Everything there is to eat and drink at Union Station’s outdoor food hall and beer garden

Everything there is to eat and drink at Union Station’s outdoor food hall and beer garden

The Union Station Summer Market is back for its third season. The 10-vendor outdoor food hall will run daily, from 11 a.m. to 9 p.m., until August 19. We popped by on opening day to take a look at some of the goods.

Wvrst

King West’s popular sausage hall is serving up a condensed menu with pretzels, duck fat–fried fries and a selection of four sausages (bison, Oktoberfest, merguez and kaas) at their booth. The kaas ($9.75) is a lightly smoked pork sausage stuffed with parrano cheese. Here it’s topped with giardinera and melted raclette cheese.

 

Union Chicken

The poultry purveyors are selling three different sandwiches (two fried, one pulled) and a chicken gravy poutine.
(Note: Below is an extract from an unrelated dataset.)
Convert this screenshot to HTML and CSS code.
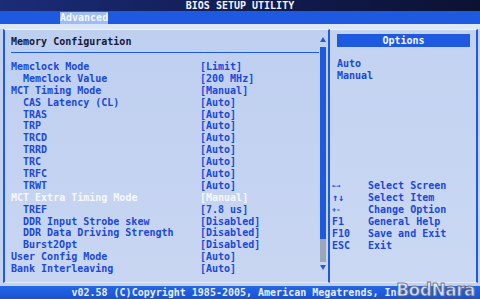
FILE: index.html
```html
<!DOCTYPE html>
<html lang="en">
<head>
  <meta charset="UTF-8" />
  <meta name="viewport" content="width=device-width, initial-scale=1.0" />
  <title>BIOS Setup Utility</title>
  <link rel="stylesheet" href="styles.css">
</head>
<body>
  <div class="bios">
    <div class="titlebar">BIOS SETUP UTILITY</div>
    <div class="tabbar"><span class="tab">Advanced</span></div>

    <div class="main">
      <div class="left">
        <div class="content">
          <div class="heading">Memory Configuration</div>
          <div class="rule"></div>
          <ul class="rows">
            <li><span class="label">Memclock Mode</span><span class="value">[Limit]</span></li>
            <li><span class="label sub">Memclock Value</span><span class="value">[200 MHz]</span></li>
            <li><span class="label">MCT Timing Mode</span><span class="value">[Manual]</span></li>
            <li><span class="label sub">CAS Latency (CL)</span><span class="value">[Auto]</span></li>
            <li><span class="label sub">TRAS</span><span class="value">[Auto]</span></li>
            <li><span class="label sub">TRP</span><span class="value">[Auto]</span></li>
            <li><span class="label sub">TRCD</span><span class="value">[Auto]</span></li>
            <li><span class="label sub">TRRD</span><span class="value">[Auto]</span></li>
            <li><span class="label sub">TRC</span><span class="value">[Auto]</span></li>
            <li><span class="label sub">TRFC</span><span class="value">[Auto]</span></li>
            <li><span class="label sub">TRWT</span><span class="value">[Auto]</span></li>
            <li class="selected"><span class="label">MCT Extra Timing Mode</span><span class="value">[Manual]</span></li>
            <li><span class="label sub">TREF</span><span class="value">[7.8 us]</span></li>
            <li><span class="label sub">DDR Input Strobe skew</span><span class="value">[Disabled]</span></li>
            <li><span class="label sub">DDR Data Driving Strength</span><span class="value">[Disabled]</span></li>
            <li><span class="label sub">Burst2Opt</span><span class="value">[Disabled]</span></li>
            <li><span class="label">User Config Mode</span><span class="value">[Auto]</span></li>
            <li><span class="label">Bank Interleaving</span><span class="value">[Auto]</span></li>
          </ul>
        </div>
        <div class="scroll">
          <div class="arrow up"></div>
          <div class="thumb"></div>
          <div class="track"></div>
          <div class="arrow down"></div>
        </div>
      </div>

      <div class="right">
        <div class="options-title">Options</div>
        <ul class="options">
          <li>Auto</li>
          <li>Manual</li>
        </ul>
        <ul class="keys">
          <li><span class="key small">&larr;&rarr;</span><span>Select Screen</span></li>
          <li><span class="key">&uarr;&darr;</span><span>Select Item</span></li>
          <li><span class="key small">+-</span><span>Change Option</span></li>
          <li><span class="key">F1</span><span>General Help</span></li>
          <li><span class="key">F10</span><span>Save and Exit</span></li>
          <li><span class="key">ESC</span><span>Exit</span></li>
        </ul>
      </div>
    </div>

    <div class="footer">v02.58 (C)Copyright 1985-2005, American Megatrends, Inc.</div>
    <div class="watermark">BodNara</div>
  </div>
</body>
</html>
```

FILE: styles.css
```css
:root {
  --navy: #131f58;
  --blue: #1e5ae0;
  --ink: #1a48dc;
  --panel: #c2d2f0;
  --light: #dbe6f8;
  --grey: #9aa6bc;
}
* {
  box-sizing: border-box;
}
body {
  margin: 0;
  width: 480px;
  height: 299px;
  overflow: hidden;
  font-family: "DejaVu Sans Mono", "Liberation Mono", monospace;
  font-weight: bold;
  font-size: 10px;
  color: var(--ink);
  background: var(--panel);
}
ul {
  list-style: none;
  margin: 0;
  padding: 0;
}
.bios {
  position: relative;
  width: 480px;
  height: 299px;
  display: flex;
  flex-direction: column;
}
.titlebar {
  height: 11px;
  line-height: 11px;
  text-align: center;
  color: #f2f4ff;
  background: linear-gradient(90deg, #1b2c78, #101a4c 60%, #0c1232);
}
.tabbar {
  height: 13px;
  padding-left: 60px;
  background: var(--blue);
}
.tab {
  display: inline-block;
  height: 12px;
  margin-top: 1px;
  width: 48px;
  line-height: 12px;
  color: #f4f7ff;
  background: #9fbdf2;
}
.main {
  flex: 1;
  display: flex;
  padding: 5px 2px 3px 3px;
  background: linear-gradient(180deg, var(--light) 0, var(--light) 5px, var(--panel) 5px);
}
.left {
  width: 327px;
  display: flex;
  border-left: 2px solid var(--blue);
  border-right: 2px solid var(--blue);
  border-top: 1px solid #eef3fd;
  border-bottom: 1px solid #e2eaf9;
  background: linear-gradient(180deg, #bfcff0, #c8d6f2);
}
.content {
  flex: 1;
  padding: 6px 0 0 6px;
}
.heading {
  height: 12px;
  line-height: 12px;
  color: #141a3a;
}
.rule {
  height: 1px;
  margin: 4px 0 8px 0;
  background: var(--blue);
}
.rows li {
  display: flex;
  height: 11.9px;
  line-height: 11.9px;
  white-space: pre;
}
.label {
  width: 189px;
}
.label.sub {
  padding-left: 12px;
}
.selected {
  color: #f6f8ff;
}
.scroll {
  width: 7px;
  margin: 7px 2px 12px 0;
  display: flex;
  flex-direction: column;
  align-items: center;
}
.arrow {
  width: 0;
  height: 0;
  border-left: 3px solid transparent;
  border-right: 3px solid transparent;
}
.arrow.up {
  border-bottom: 5px solid var(--blue);
  margin-bottom: 5px;
}
.arrow.down {
  border-top: 5px solid var(--blue);
  margin-top: 3px;
}
.thumb {
  width: 6px;
  height: 192px;
  background: var(--blue);
}
.track {
  width: 6px;
  flex: 1;
  background: var(--grey);
}
.right {
  flex: 1;
  display: flex;
  flex-direction: column;
  padding-left: 2px;
  border-right: 2px solid var(--blue);
  border-top: 1px solid #eef3fd;
  border-bottom: 1px solid #e2eaf9;
  background: linear-gradient(180deg, #c2d2f0, #cad8f3);
}
.options-title {
  margin: 4px 0 0 5px;
  width: 133px;
  height: 13px;
  line-height: 13px;
  text-align: center;
  color: #f2f6ff;
  background: var(--blue);
}
.options {
  margin-top: 11px;
  padding-left: 5px;
}
.options li,
.keys li {
  height: 12px;
  line-height: 12px;
}
.keys {
  margin-top: 98px;
}
.keys li {
  display: flex;
}
.key {
  width: 36px;
}
.key.small {
  font-size: 7px;
}
.footer {
  height: 13px;
  line-height: 13px;
  text-align: center;
  color: #e6ecff;
  background: linear-gradient(180deg, #2466e6, #1a52d2);
}
.watermark {
  position: absolute;
  right: 5px;
  bottom: 0;
  height: 17px;
  line-height: 17px;
  font-family: "DejaVu Sans", sans-serif;
  font-size: 17px;
  font-weight: bold;
  letter-spacing: -0.5px;
  color: rgba(240, 242, 250, 0.85);
  -webkit-text-stroke: 1px rgba(90, 96, 120, 0.8);
}
```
Here’s their OG Fried Chicken Sandwich ($13) made with deep-fried dark meat drizzled in maple honey and topped with coleslaw, banana peppers and pickles.

 

Amano

Union Station’s own Italian spot has a booth that offers a selection of Italian subs (meatball, eggplant parm, cold cut). They’re also one of the few stalls with salads on offer. Pictured here is their Italian Hoagie ($13) stuffed with sopressata, mortadella, iceberg lettuce, pecorino cheese, tomatoes and sweet Genoa salami.

 

Carbon Bar

Many of the Carbon Bar plates take hours to make, but only minutes to serve. The pork shoulder in the cubano is smoked low and slow for 10 hours, an this turkey leg ($12) is marinated for 16 hours in a house brine before being finished in the smoker. Sides include corn topped with cotija cheese, country potato salad and coleslaw.

 

Harry’s Charbroil

Parkdale’s darling diner is flipping four different burgers at its booth. Three are the classics: Plain Jane, Double Plain Jane and a Bacon Jane (so, a bacon cheeseburger). Pictured here is the Green Burger ($11.50) made with kicky green chorizo and topped with melted cheese, spicy pickled onions and a tomatillo relish.

 

Roywoods

This is the only stall at the market where you’ll find Ting, which goes perfectly with this jerk chicken sandwich ($11) made on a cocobun and topped with coleslaw, tomatoes and onions. Sides include jerk wings, plantain chips (fried to order) and potato wedges.

 

Mean Bao

This booth is all about fun between steamed buns, offering a selection of meaty and vegetarian bao. This is their pork belly bao ($5.15) topped with hoisin, scallions and cucumbers.

The Plant

This Junction-based kitchen is making plant-filled plates that incorporate as many Ontario-sourced ingredients as possible. This veggie burger ($15) swaps out a bun for portobello caps, and the patty is made from a mix of cauliflower, white bean and kale. The pesto subs Ontario walnuts for pine nuts, and the salad features almost all locally grown produce.

 

Goose Island

There’s beer, too! Goose Island Brewery is pouring their signature IPA and a session IPA. For non-beer drinkers, there’s Brickworks cider and Palm Bay coolers:


 

Bananza

Toronto’s first banana stand takes frozen bananas, dips them in chocolate, then covers them in cheerful toppings like sprinkles, coconut, salted caramel and pretzels. $7 each.

 

Fugo Desserts

This dessert stand’s take on a Dole Whip, the Tropical Paradise, is made with vegan mango-pineapple soft serve topped with mango nectar ($7.25). The refreshing cup’s then garnished with a Homer doughnut.